Yes – if we are honest we all come to the same conclusion. If we choose rather to point the finger at others we ultimately discover that there are 3 fingers pointing right back at us. (that is unless whem you point at others you use all 4 fingers). Perhaps if we did not want to take responsibility for the whole world as did  Chesterton we can at least (there is no escape from it) conclude that … my main problem is myself.


But isn’t death a bit … terminal? Couldn’t we soften the edges ease it a bit … make this a wee bit more palatable? I dont think so for at least 2 reasons … the very question betrays the quest for self(ish) preservation. It is as if the proposition of ‘dying before I die’ carries within itself its own reason for being. ‘Why should I die?’ … ‘Why do you ask?’ We need the statement with all its radical/ness to provoke the response which confirms its veracity. Jesus was full of provocative statements. He often followed questions with questions. The purpose being to create in the other an awareness of the truth he was proposing.
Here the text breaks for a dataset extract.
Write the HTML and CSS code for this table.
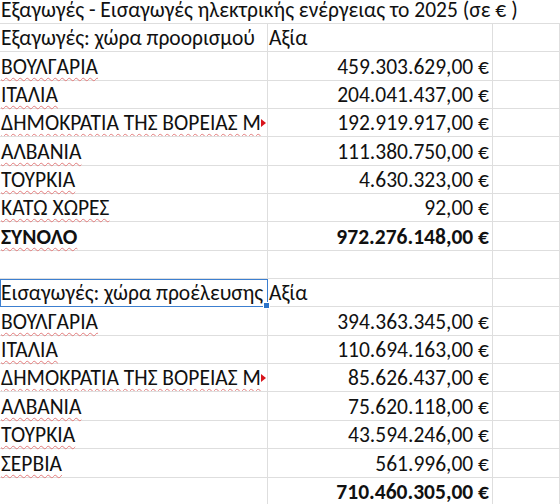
FILE: index.html
```html
<!DOCTYPE html>
<html lang="el">
<head>
<meta charset="utf-8">
<title>Εξαγωγές - Εισαγωγές ηλεκτρικής ενέργειας</title>
<link rel="stylesheet" href="styles.css">
</head>
<body>
<div class="sheet">
  <div class="cell title">Εξαγωγές - Εισαγωγές ηλεκτρικής ενέργειας το 2025 (σε € )</div>

  <div class="cell">Εξαγωγές: χώρα προορισμού</div>
  <div class="cell">Αξία</div>
  <div class="cell"></div>

  <div class="cell"><span class="sp">ΒΟΥΛΓΑΡΙΑ</span></div>
  <div class="cell num">459.303.629,00 €</div>
  <div class="cell"></div>

  <div class="cell"><span class="sp">ΙΤΑΛΙΑ</span></div>
  <div class="cell num">204.041.437,00 €</div>
  <div class="cell"></div>

  <div class="cell clip"><span class="sp">ΔΗΜΟΚΡΑΤΙΑ ΤΗΣ ΒΟΡΕΙΑΣ Μ</span><span class="more"></span></div>
  <div class="cell num">192.919.917,00 €</div>
  <div class="cell"></div>

  <div class="cell"><span class="sp">ΑΛΒΑΝΙΑ</span></div>
  <div class="cell num">111.380.750,00 €</div>
  <div class="cell"></div>

  <div class="cell"><span class="sp">ΤΟΥΡΚΙΑ</span></div>
  <div class="cell num">4.630.323,00 €</div>
  <div class="cell"></div>

  <div class="cell"><span class="sp">ΚΑΤΩ ΧΩΡΕΣ</span></div>
  <div class="cell num">92,00 €</div>
  <div class="cell"></div>

  <div class="cell bold"><span class="sp">ΣΥΝΟΛΟ</span></div>
  <div class="cell num bold">972.276.148,00 €</div>
  <div class="cell"></div>

  <div class="cell"></div>
  <div class="cell"></div>
  <div class="cell"></div>

  <div class="cell selected">Εισαγωγές: χώρα προέλευσης<span class="handle"></span></div>
  <div class="cell">Αξία</div>
  <div class="cell"></div>

  <div class="cell"><span class="sp">ΒΟΥΛΓΑΡΙΑ</span></div>
  <div class="cell num">394.363.345,00 €</div>
  <div class="cell"></div>

  <div class="cell"><span class="sp">ΙΤΑΛΙΑ</span></div>
  <div class="cell num">110.694.163,00 €</div>
  <div class="cell"></div>

  <div class="cell clip"><span class="sp">ΔΗΜΟΚΡΑΤΙΑ ΤΗΣ ΒΟΡΕΙΑΣ Μ</span><span class="more"></span></div>
  <div class="cell num">85.626.437,00 €</div>
  <div class="cell"></div>

  <div class="cell"><span class="sp">ΑΛΒΑΝΙΑ</span></div>
  <div class="cell num">75.620.118,00 €</div>
  <div class="cell"></div>

  <div class="cell"><span class="sp">ΤΟΥΡΚΙΑ</span></div>
  <div class="cell num">43.594.246,00 €</div>
  <div class="cell"></div>

  <div class="cell"><span class="sp">ΣΕΡΒΙΑ</span></div>
  <div class="cell num">561.996,00 €</div>
  <div class="cell"></div>

  <div class="cell"></div>
  <div class="cell num bold">710.460.305,00 €</div>
  <div class="cell"></div>
</div>
</body>
</html>
```
FILE: styles.css
```css
html, body {
  margin: 0;
  padding: 0;
  background: #ffffff;
}

body {
  font-family: Carlito, "Noto Sans", "Liberation Sans", sans-serif;
  font-size: 21.5px;
  color: #111111;
  overflow: hidden;
}

.sheet {
  display: grid;
  grid-template-columns: 268px 225px 1fr;
  grid-template-rows: 24px repeat(17, 28.35px);
  width: 560px;
}

.cell {
  position: relative;
  box-sizing: border-box;
  display: flex;
  align-items: flex-end;
  padding: 0 2px 0 1px;
  border-bottom: 1px solid #dedede;
  border-right: 1px solid #dedede;
  line-height: 26px;
  white-space: nowrap;
  min-width: 0;
}

.title {
  grid-column: 1 / 4;
  border-right: 0;
  line-height: 22px;
  padding-bottom: 2px;
  overflow: visible;
}

.num {
  justify-content: flex-end;
  padding-right: 3px;
}

.bold {
  font-weight: bold;
}

.sp {
  text-decoration: underline wavy #e37b7b;
  text-decoration-thickness: 1px;
  text-underline-offset: 3px;
  text-decoration-skip-ink: none;
}

.clip {
  overflow: hidden;
  padding-right: 6px;
}

.more {
  position: absolute;
  right: 1px;
  top: 10px;
  width: 0;
  height: 0;
  border-top: 4px solid transparent;
  border-bottom: 4px solid transparent;
  border-left: 5px solid #d9141b;
}

.selected {
  outline: 1.5px solid #3c7fd0;
  outline-offset: -1px;
  z-index: 1;
}

.handle {
  position: absolute;
  right: -3px;
  bottom: -3px;
  width: 5px;
  height: 5px;
  background: #2a73c9;
  border: 1px solid #ffffff;
}
```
Secondly death deliniates a clear dividing line which other words fail to do. This dividing line separates us sufficiently from that which at best is merely a perpetuation of the old in new garb to a new spacious reality clothed in the pristine. It is this terminality which enables us to make clear the lines … the axe at the root of the tree … the ending which presupposes a new beginning.

Furthermore the whole idea of something new, lightbearing, novel has a certain wellbeing implied that can quite unintentially only serve the very self whose thraldom we sought to escape from – a point of return. Death therefore, dramatic as it sounds, is the only term that suitably carries us beyond the point of no return.